DATA EXCERPT:

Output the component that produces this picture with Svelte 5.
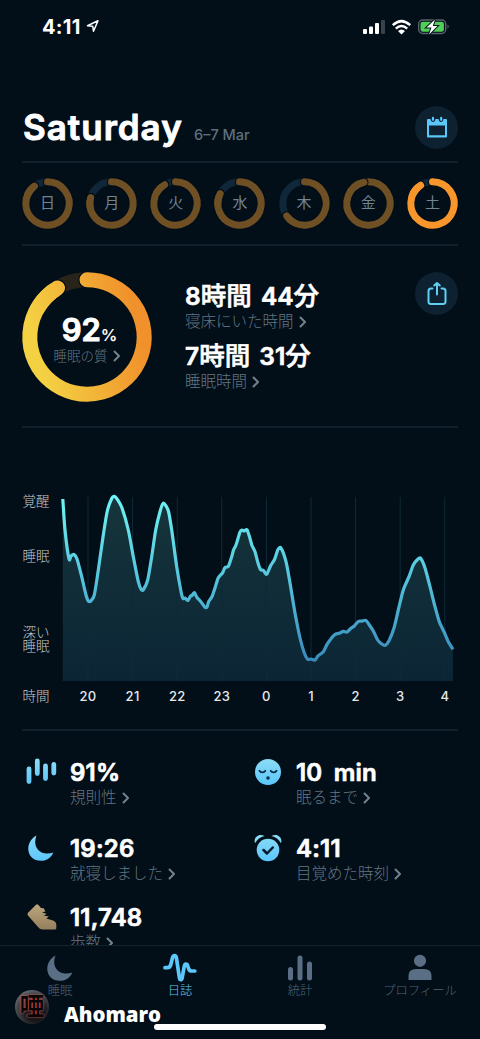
<script>
    const week = [
        { day: '日', end: 323 },
        { day: '月', end: 286 },
        { day: '火', end: 330 },
        { day: '水', end: 297 },
        { day: '木', end: 235 },
        { day: '金', end: 348 },
        { day: '土', end: 327, active: true }
    ];

    const stats = [
        { icon: 'bars', value: '91%', label: '規則性' },
        { icon: 'face', value: '10 min', label: '眠るまで' },
        { icon: 'moon', value: '19:26', label: '就寝しました' },
        { icon: 'alarm', value: '4:11', label: '目覚めた時刻' },
        { icon: 'shoe', value: '11,748', label: '歩数' }
    ];

    const tabs = [
        { icon: 'moon', label: '睡眠' },
        { icon: 'pulse', label: '日誌', active: true },
        { icon: 'stats', label: '統計' },
        { icon: 'user', label: 'プロフィール' }
    ];

    const hours = ['20', '21', '22', '23', '0', '1', '2', '3', '4'];
    const hourX = (i) => 88 + i * 44.6;

    const points = [
        [62.8, 499], [65, 530], [69, 559], [71, 556], [74, 554.5], [77, 559], [81.7, 576.7], [86, 595],
        [88.3, 601], [90.7, 601], [94.3, 595], [98.3, 570], [103.3, 535], [107.3, 511], [111.7, 498.5],
        [114.3, 496.3], [117.3, 499.3], [122, 508], [128.3, 530], [133.3, 556.7], [138.3, 581.7],
        [141.3, 589.7], [143.5, 589.5], [147.7, 580], [151.7, 556.7], [155.7, 530], [160, 511.7],
        [163.3, 503], [168.3, 510.7], [171.7, 530], [176.7, 566.7], [181.3, 593], [183, 598.5],
        [185, 598], [188, 600.5], [190.5, 596], [192, 595.5], [194.3, 592.5], [197, 597.5], [200.7, 601.5],
        [205, 607.3], [207, 607], [208.5, 602], [212, 596.5], [215, 588], [218.3, 577.7], [222.5, 573],
        [225, 567.5], [228.3, 566.5], [231.7, 556.7], [233.5, 550], [236, 545], [240, 532],
        [242, 530], [244, 531], [247, 529.8], [250, 538.5], [252, 545.5], [255, 551.7], [258, 563], [260.5, 569.5],
        [263.5, 570.5], [266.7, 574.3], [270.7, 565.5], [274.5, 559.5], [278, 549.5], [281, 548.2], [286, 561.7],
        [290, 583], [295, 613], [300, 638], [304.3, 653], [307.7, 659.3], [311, 659], [315, 660],
        [318.3, 655.7], [323.3, 651.7], [327.3, 644], [334.3, 635], [340, 633], [343.3, 631.3], [347, 632],
        [350.7, 628.5], [354.3, 626], [358.3, 621.5], [362, 621.2], [366, 620.5], [370, 626], [373.3, 631], [377.7, 640],
        [381.7, 644], [385.3, 645.3], [389, 640.7], [394, 628], [398.3, 610], [403.3, 590], [409, 576.7],
        [413.3, 565], [418, 559], [420.7, 558.3], [425, 568], [430, 586.7], [435, 606.7], [439.3, 621.7],
        [444, 631.7], [448.3, 641.7], [453, 649.3]
    ];

    // Catmull-Rom through the samples
    const curve = points.slice(0, -1).reduce((d, p1, i) => {
        const p0 = points[i - 1] || p1;
        const p2 = points[i + 1];
        const p3 = points[i + 2] || p2;
        const c1 = [p1[0] + (p2[0] - p0[0]) / 8, p1[1] + (p2[1] - p0[1]) / 8];
        const c2 = [p2[0] - (p3[0] - p1[0]) / 8, p2[1] - (p3[1] - p1[1]) / 8];
        return d + `C${c1} ${c2} ${p2}`;
    }, `M${points[0]}`);

    const at = (c, r, deg) => {
        const a = (deg * Math.PI) / 180;
        return [c + r * Math.sin(a), c - r * Math.cos(a)];
    };
    const arc = (c, r, from, to) =>
        `M${at(c, r, from)}A${r} ${r} 0 ${to - from > 180 ? 1 : 0} 1 ${at(c, r, to)}`;
</script>

{#snippet ring(c, r, width, end, color, track)}
    <g fill="none" stroke-width={width} stroke-linecap="round">
        <circle cx={c} cy={c} {r} stroke={track} />
        <path d={arc(c, r, 0, end)} stroke="#020e18" stroke-width={width + 2.5} />
        <path d={arc(c, r, 0, end)} stroke={color} />
        <circle cx={at(c, r, end)[0]} cy={at(c, r, end)[1]} r={width / 2 + 1} fill="#020e18" stroke="none" />
        <path d={arc(c, r, end - 30, end)} stroke={color} />
    </g>
{/snippet}

{#snippet chevron()}
    <svg class="chevron" width="8" height="12" viewBox="0 0 8 12"><path d="M1.5 1.5 6 6 1.5 10.5" /></svg>
{/snippet}

{#snippet icon(name)}
    <svg width="32" height="32" viewBox="0 0 32 32">
        {#if name === 'bars'}
            <path d="M4 13v12.500M12.300 5v12.500M20.500 10v12.500M28.800 8.500v8.500" stroke="url(#blue)" stroke-width="4.800" stroke-linecap="round" fill="none" />
        {:else if name === 'moon'}
            <path class="moon" d="M11.500 3.500C-1 10 1 29 16 28.800c6 0 10.500-3.500 12.300-8.300-10 4-22-3-16.800-17Z" />
        {:else if name === 'face'}
            <circle cx="17" cy="16" r="13" fill="url(#blue)" />
            <path d="M8.500 14.800q2.800 3.200 5.800 0M19.700 14.800q3 3.200 5.800 0" stroke="#07304a" stroke-width="1.800" stroke-linecap="round" fill="none" />
            <circle cx="17" cy="22" r="1.800" fill="#07304a" />
        {:else if name === 'alarm'}
            <g transform="translate(1 0)">
                <circle cx="16" cy="18" r="11.300" fill="url(#blue)" />
                <path d="M3 11.300C1 5.500 7 1 12.500 4 8.500 5 5 7.500 3 11.300ZM29 11.300C31 5.500 25 1 19.500 4c4 1 7.500 3.500 9.500 7.300Z" fill="url(#blue)" />
                <path d="m11.500 18 3.500 3.500 5.800-6" stroke="#061a28" stroke-width="2.500" stroke-linecap="round" stroke-linejoin="round" fill="none" />
            </g>
        {:else if name === 'shoe'}
            <path d="M2.800 12 11 3.800q1.300-1 2.400.3l2.600 3 2.700.2 1.800 3.200-3.500.8 4.800 1.600-3.200 1.500 5.200 1.200-2.500 1.800 6.700 2.200q3.300 1.300 3.300 4.200v3.500q0 1.200-1.500 1.200H17.500Q15 28.500 13 26L3 14.500q-1-1.200-.2-2.500Z" fill="url(#tan)" />
        {:else if name === 'pulse'}
            <path d="M1 15.700h2.300c2.200 0 3-1 3.600-3.500l1.600-6.400c.7-2.800 3.300-2.800 3.900 0l3 20c.4 2.600 2.200 2.600 2.800 0l2-11.300c.6-3 2.800-3 3.600-.4l.8 2.400c.5 1.900 1.200 2.500 2.900 2.500h3.300" stroke="#5ac8fa" stroke-width="3.700" stroke-linecap="round" stroke-linejoin="round" fill="none" />
        {:else if name === 'stats'}
            <path d="M6.500 17.500v8.500M16 6v20M25.500 12v14" stroke="#5a6f86" stroke-width="5" stroke-linecap="round" fill="none" />
        {:else}
            <circle cx="16" cy="8.800" r="6.100" fill="#5a6f86" />
            <path d="M4.500 28v-4q0-7 7.500-7h8q7.500 0 7.500 7v4Z" fill="#5a6f86" />
        {/if}
    </svg>
{/snippet}

<div class="screen">
    <svg class="defs" width="0" height="0">
        <defs>
            <linearGradient id="blue" gradientUnits="userSpaceOnUse" x1="0" y1="2" x2="0" y2="30">
                <stop offset="0" stop-color="#8eddf5" />
                <stop offset="1" stop-color="#59c5fc" />
            </linearGradient>
            <linearGradient id="tan" x1="0" y1="0" x2="0" y2="1">
                <stop offset="0" stop-color="#bca67d" />
                <stop offset="1" stop-color="#94805c" />
            </linearGradient>
        </defs>
    </svg>

    <div class="status">
        <div class="clock">
            4:11
            <svg width="14" height="14" viewBox="0 0 14 14"><path d="M1.500 6.800 12 1.800 7.500 12.300 6.700 7.200Z" fill="none" stroke="#fff" stroke-width="1.500" stroke-linejoin="round" /></svg>
        </div>
        <svg width="88" height="18" viewBox="0 0 88 18">
            <g fill="#fff">
                <rect x="1" y="10" width="4" height="5" rx="1" />
                <rect x="7" y="7.500" width="4" height="7.500" rx="1" />
                <rect x="13" y="4" width="4" height="11" rx="1" />
                <rect x="19" y="1" width="4" height="14" rx="1" fill="#39424b" />
            </g>
            <g fill="none" stroke="#fff" stroke-width="2.500">
                <path d="M30.800 6.200Q39.500-2 48.200 6.200" />
                <path d="M33.800 9.700Q39.500 4.300 45.200 9.700" />
            </g>
            <path d="m36 12 3.500 3.500L43 12q-3.500-3-7 0Z" fill="#fff" />
            <rect x="56.700" y="1" width="27" height="13.500" rx="4" fill="none" stroke="#59636b" stroke-width="1.400" />
            <rect x="58.500" y="2.800" width="23.400" height="10" rx="2.300" fill="#4fce58" />
            <path d="M85.500 5.500q2.500 2 0 4.500Z" fill="#59636b" />
            <path d="m73 .5-8.500 8h5l-2.500 7 8.500-8.500h-4.700Z" fill="#fff" stroke="#06151b" stroke-width="2" paint-order="stroke" />
        </svg>
    </div>

    <header>
        <h1>Saturday</h1>
        <span class="date">6–7 Mar</span>
        <button aria-label="calendar">
            <svg width="24" height="24" viewBox="0 0 24 24">
                <path d="M3 4h2.500q.5 3 2.500 3t2.500-3h3q.500 3 2.500 3t2.500-3H21q1 0 1 1v16.500q0 1-1 1H3q-1 0-1-1V5q0-1 1-1ZM4 10.500v9.800h16v-9.800Z" fill="#5ac8fa" fill-rule="evenodd" />
                <path d="M8 2.800v2M16.200 2.800v2" stroke="#5ac8fa" stroke-width="2.200" stroke-linecap="round" />
            </svg>
        </button>
    </header>

    <div class="week">
        {#each week as d}
            <div class="day">
                <svg width="51" height="51" viewBox="0 0 51 51">
                    {@render ring(25.5, 21.7, 7, d.end, d.active ? '#f8962c' : '#6f4f24', '#10273a')}
                </svg>
                <span>{d.day}</span>
            </div>
        {/each}
    </div>

    <section class="summary">
        <div class="quality">
            <svg width="130" height="130" viewBox="0 0 130 130">
                <defs>
                    <linearGradient id="sun" gradientUnits="userSpaceOnUse" x1="112" y1="35" x2="10" y2="62">
                        <stop offset="0" stop-color="#f0912b" />
                        <stop offset=".5" stop-color="#f2b036" />
                        <stop offset="1" stop-color="#f4d143" />
                    </linearGradient>
                </defs>
                {@render ring(65, 57.2, 15, 329, 'url(#sun)', '#28241a')}
            </svg>
            <div class="score">
                <div class="percent">92<small>%</small></div>
                <div class="label">睡眠の質{@render chevron()}</div>
            </div>
        </div>
        <div class="times">
            <div class="time">8<b>時間</b> 44<b>分</b></div>
            <div class="label">寝床にいた時間{@render chevron()}</div>
            <div class="time">7<b>時間</b> 31<b>分</b></div>
            <div class="label">睡眠時間{@render chevron()}</div>
        </div>
        <button aria-label="share">
            <svg width="24" height="24" viewBox="0 0 24 24" fill="none" stroke="#5fd0f4" stroke-width="2" stroke-linecap="round" stroke-linejoin="round">
                <path d="M7.500 6.500H6Q3.500 6.500 3.500 9v10.500Q3.500 22 6 22h12q2.500 0 2.500-2.500V9q0-2.500-2.500-2.500h-1.500M12 12.500V1M9.200 3.500 12 1l2.800 2.500" />
            </svg>
        </button>
    </section>

    <svg class="chart" width="480" height="301" viewBox="0 428 480 301">
        <defs>
            <linearGradient id="line" gradientUnits="userSpaceOnUse" x1="0" y1="496" x2="0" y2="661">
                <stop offset="0" stop-color="#6ff3f5" />
                <stop offset=".5" stop-color="#55c4dc" />
                <stop offset="1" stop-color="#398abb" />
            </linearGradient>
            <linearGradient id="area" gradientUnits="userSpaceOnUse" x1="0" y1="496" x2="0" y2="681">
                <stop offset="0" stop-color="#17353b" />
                <stop offset=".5" stop-color="#102d38" />
                <stop offset="1" stop-color="#0c2535" />
            </linearGradient>
        </defs>
        <path d="{curve}V681H62.800Z" fill="url(#area)" />
        {#each hours as hour, i}
            <path class="grid" d="M{hourX(i)} 497V681" />
            <text class="hour" x={hourX(i)} y="701">{hour}</text>
        {/each}
        <path d={curve} fill="none" stroke="url(#line)" stroke-width="3.200" stroke-linejoin="round" />
        <g class="axis">
            <text x="22.500" y="505.500">覚醒</text>
            <text x="22.500" y="560.500">睡眠</text>
            <text x="22.500" y="637">深い</text>
            <text x="22.500" y="651">睡眠</text>
            <text x="22.500" y="701">時間</text>
        </g>
    </svg>

    <section class="stats">
        {#each stats as s}
            <div class="stat">
                {@render icon(s.icon)}
                <div>
                    <div class="value">{s.value}</div>
                    <div class="label">{s.label}{@render chevron()}</div>
                </div>
            </div>
        {/each}
    </section>

    <nav>
        {#each tabs as t}
            <div class="tab" class:active={t.active}>
                {@render icon(t.icon)}
                <span>{t.label}</span>
            </div>
        {/each}
    </nav>

    <div class="home"></div>
    <div class="mark">
        <span class="avatar">唖</span>
        <span class="name">Ahomaro</span>
    </div>
</div>

<style>
:global(body) {
    background: #020e18;
}
.screen {
    position: relative;
    display: flex;
    flex-direction: column;
    box-sizing: border-box;
    width: 480px;
    height: 1039px;
    overflow: hidden;
    background: #020e18;
    color: #fff;
    font-family: Inter, "Noto Sans CJK JP", sans-serif;
}
.defs {
    position: absolute;
}
svg {
    display: block;
    flex: none;
    overflow: visible;
}
.status {
    display: flex;
    justify-content: space-between;
    align-items: flex-start;
    height: 94px;
    box-sizing: border-box;
    padding: 19px 30px 0 42px;
}
.clock {
    display: flex;
    gap: 5px;
    font-size: 20px;
    line-height: 17px;
    font-weight: 700;
    letter-spacing: 0.3px;
}
header {
    display: flex;
    align-items: baseline;
    height: 67px;
    margin: 0 22px;
    border-bottom: 2px solid #10202d;
}
h1 {
    margin: 0 12px 0 1px;
    width: 159px;
    font-size: 35px;
    line-height: 66px;
    font-weight: 600;
    letter-spacing: 1px;
    -webkit-text-stroke: 0.9px #fff;
}
.date {
    flex: 1;
    color: #5d6f7d;
    font-size: 14.5px;
    font-weight: 500;
    padding-bottom: 1px;
}
button {
    display: grid;
    place-items: center;
    align-self: flex-start;
    width: 43px;
    height: 43px;
    margin-top: 12px;
    padding: 0;
    border: 0;
    border-radius: 50%;
    background: #0d2130;
}
.week {
    display: flex;
    justify-content: space-between;
    height: 84px;
    box-sizing: border-box;
    padding-top: 15px;
    margin: 0 22px;
    border-bottom: 2px solid #10202d;
}
.day {
    display: grid;
    width: 51px;
    height: 51px;
    place-items: center;
    color: #718492;
    font-size: 15px;
    line-height: 20px;
}
.day svg, .day span {
    grid-area: 1 / 1;
}
.summary {
    display: flex;
    height: 182px;
    box-sizing: border-box;
    margin: 0 22px;
    border-bottom: 2px solid #10202d;
}
.quality {
    display: grid;
    width: 130px;
    height: 130px;
    margin-top: 26px;
    place-items: center;
}
.quality > * {
    grid-area: 1 / 1;
}
.score {
    padding-top: 5px;
    text-align: center;
}
.percent {
    font-size: 31px;
    line-height: 28px;
    font-weight: 600;
    padding-left: 4px;
    -webkit-text-stroke: 1px #fff;
}
.percent small {
    font-size: 16.5px;
    letter-spacing: -1px;
    -webkit-text-stroke: 0;
}
.label {
    display: flex;
    align-items: center;
    color: #627682;
    font-weight: 300;
    font-size: 15.5px;
    line-height: 20px;
}
.score .label {
    font-size: 13.5px;
    line-height: 14px;
}
.chevron {
    margin-left: 5px;
}
.chevron path {
    fill: none;
    stroke: #71838f;
    stroke-width: 2;
    stroke-linecap: round;
    stroke-linejoin: round;
}
.times {
    flex: 1;
    margin: 35px 0 0 33px;
}
.time {
    height: 31px;
    font-size: 24.5px;
    line-height: 30px;
    font-weight: 600;
    word-spacing: 3px;
    -webkit-text-stroke: 0.6px #fff;
}
.time b {
    font-size: 25.5px;
    font-weight: 500;
}
.times .label {
    height: 20px;
    margin-bottom: 9px;
}
.summary button {
    margin-top: 26px;
}
.grid {
    stroke: #0f2a38;
    stroke-width: 1;
}
.hour {
    fill: #e4e8ea;
    font-size: 13px;
    font-weight: 500;
    text-anchor: middle;
    letter-spacing: 0.3px;
}
.axis {
    fill: #c5cacd;
    font-size: 13.5px;
    font-weight: 300;
}
.stats {
    flex: none;
    display: grid;
    grid-template-columns: 226px 1fr;
    grid-template-rows: 76px 69px 60px;
    height: 216px;
    box-sizing: border-box;
    overflow: hidden;
    margin: 0 22px;
    padding: 25px 0 0 3px;
    border-top: 2px solid #10202d;
}
.stat {
    display: flex;
    gap: 13px;
}
.value {
    font-size: 24px;
    line-height: 34px;
    font-weight: 600;
    letter-spacing: 0.2px;
    word-spacing: 5px;
    -webkit-text-stroke: 0.7px #fff;
}
.stat .label {
    margin-top: -2px;
}
.moon {
    fill: url(#blue);
}
.tab .moon {
    fill: #5a6f86;
}
nav {
    flex: none;
    display: grid;
    grid-template-columns: repeat(4, 1fr);
    height: 94px;
    box-sizing: border-box;
    border-top: 1px solid #12222e;
    background: #020e18;
}
.tab {
    display: flex;
    flex-direction: column;
    align-items: center;
    padding-top: 6px;
    color: #506477;
    font-size: 12.3px;
    line-height: 14px;
    font-weight: 300;
}
.active {
    color: #5ac8fa;
}
.home {
    position: absolute;
    left: 154px;
    top: 1024px;
    width: 172px;
    height: 6px;
    border-radius: 3px;
    background: #fff;
}
.mark {
    position: absolute;
    left: 15px;
    top: 989px;
    display: flex;
    align-items: center;
    gap: 15px;
}
.avatar {
    width: 34px;
    height: 34px;
    border-radius: 50%;
    background: radial-gradient(circle at 60% 65%, #161518 30%, #4b4e52 65%, #a0a4a7 100%);
    color: #080507;
    font-size: 25px;
    line-height: 32px;
    font-weight: 700;
    text-align: center;
    text-shadow: 0 0 2px #e0484e, 0 0 1px #d8b0b0;
}
.name {
    padding-top: 15px;
    font-family: "Open Sans", sans-serif;
    font-size: 20.4px;
    line-height: 20px;
    font-weight: 800;
}
</style>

TASK PROMPT: Return only the lines running from the top of the data to the line that holds "const hourX = (i) => 88 + i * 44.6;". Include both of those lines, but skip the pictures.

ANSWER FOR THIS EXERCISE:
Output the component that produces this picture with Svelte 5.
<script>
    const week = [
        { day: '日', end: 323 },
        { day: '月', end: 286 },
        { day: '火', end: 330 },
        { day: '水', end: 297 },
        { day: '木', end: 235 },
        { day: '金', end: 348 },
        { day: '土', end: 327, active: true }
    ];

    const stats = [
        { icon: 'bars', value: '91%', label: '規則性' },
        { icon: 'face', value: '10 min', label: '眠るまで' },
        { icon: 'moon', value: '19:26', label: '就寝しました' },
        { icon: 'alarm', value: '4:11', label: '目覚めた時刻' },
        { icon: 'shoe', value: '11,748', label: '歩数' }
    ];

    const tabs = [
        { icon: 'moon', label: '睡眠' },
        { icon: 'pulse', label: '日誌', active: true },
        { icon: 'stats', label: '統計' },
        { icon: 'user', label: 'プロフィール' }
    ];

    const hours = ['20', '21', '22', '23', '0', '1', '2', '3', '4'];
    const hourX = (i) => 88 + i * 44.6;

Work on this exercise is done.